Feeling enraged and spurned She has nobody to turn to. Her Friend has stopped returning calls. Inadvertently the Mother has figured out that her son and the love interest of She are one and the same.
It goes south from there.
The performance of Nixon lived up to expectations. It is easy to understand why she would take on this play about a strong and independent career woman who wants to have it all.
In this production, however, the other two actors aren’t capable of challenging her with the level of give and take tasked by the script. There is too much falter and fumble in the scenes with Fuller. We never understand why these women of disparate generations are so intimate. The back story is never fully developed.

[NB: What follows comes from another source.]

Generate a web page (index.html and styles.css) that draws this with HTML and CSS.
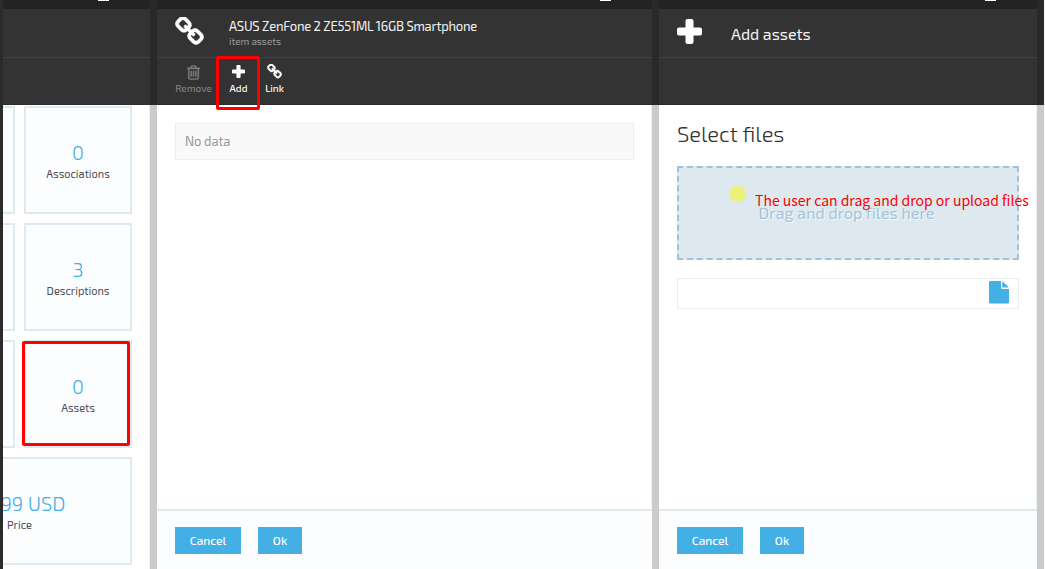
FILE: index.html
```
<!DOCTYPE html>
<html lang="en">
<head>
<meta charset="utf-8">
<title>Item assets</title>
<link rel="stylesheet" href="styles.css">
</head>
<body>
<svg class="defs" width="0" height="0">
  <symbol id="chain" viewBox="50 50 1692 1692"><path d="M1520 1216q0-40-28-68l-208-208q-28-28-68-28-42 0-72 32 3 3 19 18.500t21.500 21.500 15 19 13 25.500 3.500 27.500q0 40-28 68t-68 28q-15 0-27.500-3.500t-25.500-13-19-15-21.500-21.500-18.500-19q-33 31-33 73 0 40 28 68l206 207q27 27 68 27 40 0 68-26l147-146q28-28 28-67zm-703-705q0-40-28-68l-206-207q-28-28-68-28-39 0-68 27l-147 146q-28 28-28 67 0 40 28 68l208 208q27 27 68 27 42 0 72-31-3-3-19-18.500t-21.500-21.500-15-19-13-25.500-3.500-27.500q0-40 28-68t68-28q15 0 27.500 3.500t25.500 13 19 15 21.500 21.500 18.500 19q33-31 33-73zm895 705q0 120-85 203l-147 146q-83 83-203 83-121 0-204-85l-206-207q-83-83-83-203 0-123 88-209l-88-88q-86 88-208 88-120 0-204-84l-208-208q-84-84-84-204t85-203l147-146q83-83 203-83 121 0 204 85l206 207q83 83 83 203 0 123-88 209l88 88q86-88 208-88 120 0 204 84l208 208q84 84 84 204z"/></symbol>
  <symbol id="plus" viewBox="0 0 25 25"><path d="M10.500 0h4q2 0 2 2v6.500H23q2 0 2 2v4q0 2-2 2h-6.500V23q0 2-2 2h-4q-2 0-2-2v-6.500H2q-2 0-2-2v-4q0-2 2-2h6.500V2q0-2 2-2z"/></symbol>
  <symbol id="trash" viewBox="192 128 1408 1536"><path d="M704 736v576q0 14-9 23t-23 9h-64q-14 0-23-9t-9-23v-576q0-14 9-23t23-9h64q14 0 23 9t9 23zm256 0v576q0 14-9 23t-23 9h-64q-14 0-23-9t-9-23v-576q0-14 9-23t23-9h64q14 0 23 9t9 23zm256 0v576q0 14-9 23t-23 9h-64q-14 0-23-9t-9-23v-576q0-14 9-23t23-9h64q14 0 23 9t9 23zm128 724v-948h-896v948q0 22 7 40.500t14.500 27 10.500 8.500h832q3 0 10.500-8.500t14.500-27 7-40.500zm-672-1076h448l-48-117q-7-9-17-11h-317q-10 2-17 11zm928 32v64q0 14-9 23t-23 9h-96v948q0 83-47 143.500t-113 60.500h-832q-66 0-113-58.500t-47-141.500v-952h-96q-14 0-23-9t-9-23v-64q0-14 9-23t23-9h309l70-167q15-37 54-63t79-26h320q40 0 79 26t54 63l70 167h309q14 0 23 9t9 23z"/></symbol>
  <symbol id="file" viewBox="0 0 20 23"><path d="M1.200 0H12v6.500q0 1.500 1.500 1.500H20v13.300q0 1.200-1.200 1.200H1.200Q0 22.500 0 21.300V1.200Q0 0 1.200 0zM13.300.3q.5.200.9.600l4.800 4.700q.4.400.6 1h-6.300z"/></symbol>
</svg>
<div class="app">
  <div class="edge"></div>
  <section class="panel panel-item">
    <div class="topbar"><i class="min"></i></div>
    <div class="title"></div>
    <div class="tools"></div>
    <div class="tiles">
      <div class="tile"></div>
      <div class="tile"><b class="num">0</b><span class="cap">Associations</span></div>
      <div class="tile"></div>
      <div class="tile"><b class="num">3</b><span class="cap">Descriptions</span></div>
      <div class="tile"></div>
      <div class="tile"><b class="num">0</b><span class="cap">Assets</span></div>
      <div class="tile wide"><b class="num price">99 USD</b><span class="cap">Price</span></div>
    </div>
  </section>
  <div class="gutter"></div>
  <section class="panel panel-assets">
    <div class="topbar"><i class="min"></i></div>
    <div class="title">
      <svg class="chain-big"><use href="#chain"/></svg>
      <div class="heads"><span class="name">ASUS ZenFone 2 ZE551ML 16GB Smartphone</span><span class="sub">item assets</span></div>
    </div>
    <div class="tools">
      <div class="tool off"><svg class="i-trash"><use href="#trash"/></svg><span>Remove</span></div>
      <div class="tool"><svg class="i-plus"><use href="#plus"/></svg><span>Add</span></div>
      <div class="tool"><svg class="i-link"><use href="#chain"/></svg><span>Link</span></div>
    </div>
    <div class="content"><div class="empty"><span>No data</span></div></div>
    <div class="footer"><button class="btn cancel">Cancel</button><button class="btn ok">Ok</button></div>
  </section>
  <div class="gutter"></div>
  <section class="panel panel-add">
    <div class="topbar"><i class="min"></i></div>
    <div class="title"><svg class="plus-big"><use href="#plus"/></svg><span class="head">Add assets</span></div>
    <div class="tools"></div>
    <div class="content">
      <h2>Select files</h2>
      <div class="drop"><span>Drag and drop files here</span></div>
      <div class="field"><svg class="i-file"><use href="#file"/></svg></div>
    </div>
    <div class="footer"><button class="btn cancel">Cancel</button><button class="btn ok">Ok</button></div>
  </section>
  <div class="gutter"></div>
  <div class="mark mark-add"></div>
  <div class="mark mark-assets"></div>
  <div class="dot"></div>
  <div class="note">The user can drag and drop or upload files</div>
</div>
</body>
</html>
```
FILE: styles.css
```
* { box-sizing: border-box; }
body { margin: 0; background: #f2f7f8; font-family: "Exo 2", Roboto, "Open Sans", sans-serif; }
svg { display: block; fill: currentColor; flex: none; }
.defs { position: absolute; }
.app { position: relative; display: flex; width: 1045px; height: 569px; overflow: hidden; white-space: nowrap; }
.edge { width: 3px; background: #2b2b2b; }
.gutter { width: 7px; background: linear-gradient(#292929 105px, #cbcbcb 105px); }
.panel { display: flex; flex-direction: column; background: linear-gradient(#f0f3f4, #f0f3f4) right / 1px 100% no-repeat #fff; overflow: hidden; }
.panel-item { width: 147px; }
.panel-assets { width: 495px; }
.panel-add { width: 378px; }
.topbar, .title, .tools, .footer { flex: none; }
.topbar { height: 9px; background: #232323; display: flex; justify-content: flex-end; }
.min { width: 11px; height: 1px; background: #fff; margin-right: 41px; }
.title { height: 49px; background: #333; border-bottom: 1px solid #414141; color: #f4f4f4; display: flex; padding: 8px 18px 0; }
.tools { height: 47px; background: #333; color: #fff; border-bottom: 1px solid #2b2b2b; display: flex; padding: 6px 0 0 18px; }

.tiles { display: grid; grid-template-columns: 108px 108px; grid-auto-rows: 108px; gap: 9px; margin: 1px 18px 0 -96px; }
.tile { border: 2px solid #dfeaf0; background: #fcfdff; display: flex; flex-direction: column; align-items: center; padding-top: 32px; }
.wide { grid-column: span 2; }
.num { font-weight: 300; font-size: 20px; line-height: 24px; color: #44afe5; }
.price { margin-left: 27px; }
.cap { font-size: 11px; line-height: 16px; margin-top: 2px; color: #4e4f52; }

.chain-big { width: 29px; height: 29px; stroke: #fff; stroke-width: 36; }
.title svg { color: #fff; }
.heads { display: flex; flex-direction: column; margin-left: 25px; }
.name { font-size: 13px; line-height: 18px; letter-spacing: -0.24px; }
.sub { font-size: 10px; line-height: 12px; color: #999; letter-spacing: -.05px; }
.plus-big { width: 25px; height: 25px; margin-top: 2px; }
.head { font-size: 16px; line-height: 20px; margin: 7px 0 0 29px; }

.tool { display: flex; flex-direction: column; align-items: center; width: 37px; font-size: 10px; font-weight: 500; }
.tool + .tool { margin-left: 8px; }
.tool + .tool + .tool { margin-left: -1px; }
.tool span { margin-top: auto; margin-bottom: 9px; line-height: 14px; }
.off { color: #808080; }
.i-trash { width: 13px; height: 15px; margin-top: 1px; stroke: #808080; stroke-width: 30; }
.i-plus { width: 13px; height: 13px; margin-top: 1px; }
.i-link { width: 15px; height: 15px; stroke: #fff; stroke-width: 50; }

.content { flex: 1; padding: 16px 18px 0 18px; }
.empty { height: 37px; margin-top: 2px; border: 1px solid #eee; background: #f9f9f9; padding: 0 9px; font-size: 13px; line-height: 35px; color: #999; letter-spacing: -.12px; }
.footer { height: 60px; border-top: 2px solid #dfeaf0; background: #fcfdff; display: flex; gap: 17px; padding: 16px 18px; }
.btn { height: 27px; border: 0; padding: 0 0 2px; background: #44afe5; color: #fff; font: 500 12px "Exo 2", Roboto, "Open Sans", sans-serif; }
.cancel { width: 66px; }
.ok { width: 44px; }
h2 { margin: 0; font-size: 22px; font-weight: 300; line-height: 24px; color: #333; }
.drop { height: 94px; margin-top: 21px; border: 2px dashed #a1c1d5; background: #dee9ef; display: flex; justify-content: center; align-items: center; padding: 0 3px 2px 0; font-size: 16px; letter-spacing: .08px; color: #a6c4d8; text-shadow: 1px 1px 0 #f2f8fb; }
.field { height: 31px; margin-top: 18px; border: 1px solid #e7eff3; display: flex; justify-content: flex-end; padding: 2px 9px 0 0; }
.i-file { width: 20px; height: 23px; color: #44afe5; }

.mark { position: absolute; border: 3px solid #f00; border-radius: 2px; }
.mark-add { left: 216px; top: 56px; width: 44px; height: 54px; }
.mark-assets { left: 22px; top: 341px; width: 108px; height: 105px; }
.dot { position: absolute; left: 729px; top: 186px; width: 17px; height: 16px; border-radius: 50%; background: #eef179; }
.note { position: absolute; left: 755px; top: 190px; font: 14px/20px "Noto Sans CJK SC", "Noto Sans", sans-serif; color: #f00; }
```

Is She so successful, tough, competitive and driven to be incapable of finding a woman of her age and skill set to interact with? Is the Friend a surrogate mother? And if so why? What is the nature of that dependency relationship?
In seeking an affair with a younger man under her command just what is the fatal flaw in her character as defined by Aristotle's essentials of tragedy? Why is her vengeful reversal so unconvincing? The direction of Jo Bonney never allows Nixon to execute a compelling transition from here to there. The ultimate rage and meltdown of such an alpha woman seems petty and unbecoming of her considerable accomplishments and assumed self confidence.
We don’t buy into her being smitten by Lowell's character who isn’t all that cute, dishy or charismatic. When She complains to Friend, good grief, that he can’t even write, well girl, WTF.
And we don’t mean Williamstown Theatre Festival.